- Source excerpt
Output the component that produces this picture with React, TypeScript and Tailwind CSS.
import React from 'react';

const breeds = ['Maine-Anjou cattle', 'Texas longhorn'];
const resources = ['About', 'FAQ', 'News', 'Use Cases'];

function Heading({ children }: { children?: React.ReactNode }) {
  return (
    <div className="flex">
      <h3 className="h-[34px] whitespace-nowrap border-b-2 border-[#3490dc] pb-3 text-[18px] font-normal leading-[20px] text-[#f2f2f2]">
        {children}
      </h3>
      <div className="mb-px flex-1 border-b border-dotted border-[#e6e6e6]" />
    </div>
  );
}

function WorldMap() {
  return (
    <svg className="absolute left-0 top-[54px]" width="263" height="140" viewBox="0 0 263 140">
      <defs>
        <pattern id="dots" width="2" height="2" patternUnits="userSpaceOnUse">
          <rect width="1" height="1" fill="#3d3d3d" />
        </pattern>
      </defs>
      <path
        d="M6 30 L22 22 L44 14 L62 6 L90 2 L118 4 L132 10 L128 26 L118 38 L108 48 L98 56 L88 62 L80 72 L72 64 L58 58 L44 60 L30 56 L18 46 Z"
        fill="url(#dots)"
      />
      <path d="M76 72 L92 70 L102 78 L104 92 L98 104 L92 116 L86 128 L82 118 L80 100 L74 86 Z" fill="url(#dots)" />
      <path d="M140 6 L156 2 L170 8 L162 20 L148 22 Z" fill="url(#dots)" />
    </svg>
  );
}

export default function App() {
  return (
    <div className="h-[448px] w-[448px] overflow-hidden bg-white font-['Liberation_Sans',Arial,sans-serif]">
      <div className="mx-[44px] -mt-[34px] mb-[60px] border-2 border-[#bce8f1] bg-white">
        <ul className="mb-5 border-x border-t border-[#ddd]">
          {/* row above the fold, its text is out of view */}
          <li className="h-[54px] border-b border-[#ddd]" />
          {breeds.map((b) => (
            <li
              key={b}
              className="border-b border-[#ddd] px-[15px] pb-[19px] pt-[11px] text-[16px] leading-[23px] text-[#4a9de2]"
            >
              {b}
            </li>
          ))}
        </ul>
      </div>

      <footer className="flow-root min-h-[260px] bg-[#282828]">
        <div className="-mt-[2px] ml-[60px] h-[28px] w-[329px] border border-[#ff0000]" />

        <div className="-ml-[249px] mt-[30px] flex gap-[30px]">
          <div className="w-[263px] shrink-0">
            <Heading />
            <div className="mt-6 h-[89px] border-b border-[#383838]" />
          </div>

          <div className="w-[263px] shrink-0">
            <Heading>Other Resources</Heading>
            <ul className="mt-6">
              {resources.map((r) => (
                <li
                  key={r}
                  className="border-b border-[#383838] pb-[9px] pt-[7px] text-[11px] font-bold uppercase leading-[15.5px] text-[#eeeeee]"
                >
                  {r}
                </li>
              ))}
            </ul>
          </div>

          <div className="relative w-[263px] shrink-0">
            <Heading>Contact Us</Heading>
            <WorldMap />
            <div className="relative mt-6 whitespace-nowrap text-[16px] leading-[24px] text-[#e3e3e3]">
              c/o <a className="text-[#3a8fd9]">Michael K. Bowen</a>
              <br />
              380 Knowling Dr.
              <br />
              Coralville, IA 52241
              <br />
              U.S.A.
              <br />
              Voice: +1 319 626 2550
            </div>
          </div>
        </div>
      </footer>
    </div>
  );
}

- Written request
From the first line to the last, retype the data exactly.

- Solution to the problem
Output the component that produces this picture with React, TypeScript and Tailwind CSS.
import React from 'react';

const breeds = ['Maine-Anjou cattle', 'Texas longhorn'];
const resources = ['About', 'FAQ', 'News', 'Use Cases'];

function Heading({ children }: { children?: React.ReactNode }) {
  return (
    <div className="flex">
      <h3 className="h-[34px] whitespace-nowrap border-b-2 border-[#3490dc] pb-3 text-[18px] font-normal leading-[20px] text-[#f2f2f2]">
        {children}
      </h3>
      <div className="mb-px flex-1 border-b border-dotted border-[#e6e6e6]" />
    </div>
  );
}

function WorldMap() {
  return (
    <svg className="absolute left-0 top-[54px]" width="263" height="140" viewBox="0 0 263 140">
      <defs>
        <pattern id="dots" width="2" height="2" patternUnits="userSpaceOnUse">
          <rect width="1" height="1" fill="#3d3d3d" />
        </pattern>
      </defs>
      <path
        d="M6 30 L22 22 L44 14 L62 6 L90 2 L118 4 L132 10 L128 26 L118 38 L108 48 L98 56 L88 62 L80 72 L72 64 L58 58 L44 60 L30 56 L18 46 Z"
        fill="url(#dots)"
      />
      <path d="M76 72 L92 70 L102 78 L104 92 L98 104 L92 116 L86 128 L82 118 L80 100 L74 86 Z" fill="url(#dots)" />
      <path d="M140 6 L156 2 L170 8 L162 20 L148 22 Z" fill="url(#dots)" />
    </svg>
  );
}

export default function App() {
  return (
    <div className="h-[448px] w-[448px] overflow-hidden bg-white font-['Liberation_Sans',Arial,sans-serif]">
      <div className="mx-[44px] -mt-[34px] mb-[60px] border-2 border-[#bce8f1] bg-white">
        <ul className="mb-5 border-x border-t border-[#ddd]">
          {/* row above the fold, its text is out of view */}
          <li className="h-[54px] border-b border-[#ddd]" />
          {breeds.map((b) => (
            <li
              key={b}
              className="border-b border-[#ddd] px-[15px] pb-[19px] pt-[11px] text-[16px] leading-[23px] text-[#4a9de2]"
            >
              {b}
            </li>
          ))}
        </ul>
      </div>

      <footer className="flow-root min-h-[260px] bg-[#282828]">
        <div className="-mt-[2px] ml-[60px] h-[28px] w-[329px] border border-[#ff0000]" />

        <div className="-ml-[249px] mt-[30px] flex gap-[30px]">
          <div className="w-[263px] shrink-0">
            <Heading />
            <div className="mt-6 h-[89px] border-b border-[#383838]" />
          </div>

          <div className="w-[263px] shrink-0">
            <Heading>Other Resources</Heading>
            <ul className="mt-6">
              {resources.map((r) => (
                <li
                  key={r}
                  className="border-b border-[#383838] pb-[9px] pt-[7px] text-[11px] font-bold uppercase leading-[15.5px] text-[#eeeeee]"
                >
                  {r}
                </li>
              ))}
            </ul>
          </div>

          <div className="relative w-[263px] shrink-0">
            <Heading>Contact Us</Heading>
            <WorldMap />
            <div className="relative mt-6 whitespace-nowrap text-[16px] leading-[24px] text-[#e3e3e3]">
              c/o <a className="text-[#3a8fd9]">Michael K. Bowen</a>
              <br />
              380 Knowling Dr.
              <br />
              Coralville, IA 52241
              <br />
              U.S.A.
              <br />
              Voice: +1 319 626 2550
            </div>
          </div>
        </div>
      </footer>
    </div>
  );
}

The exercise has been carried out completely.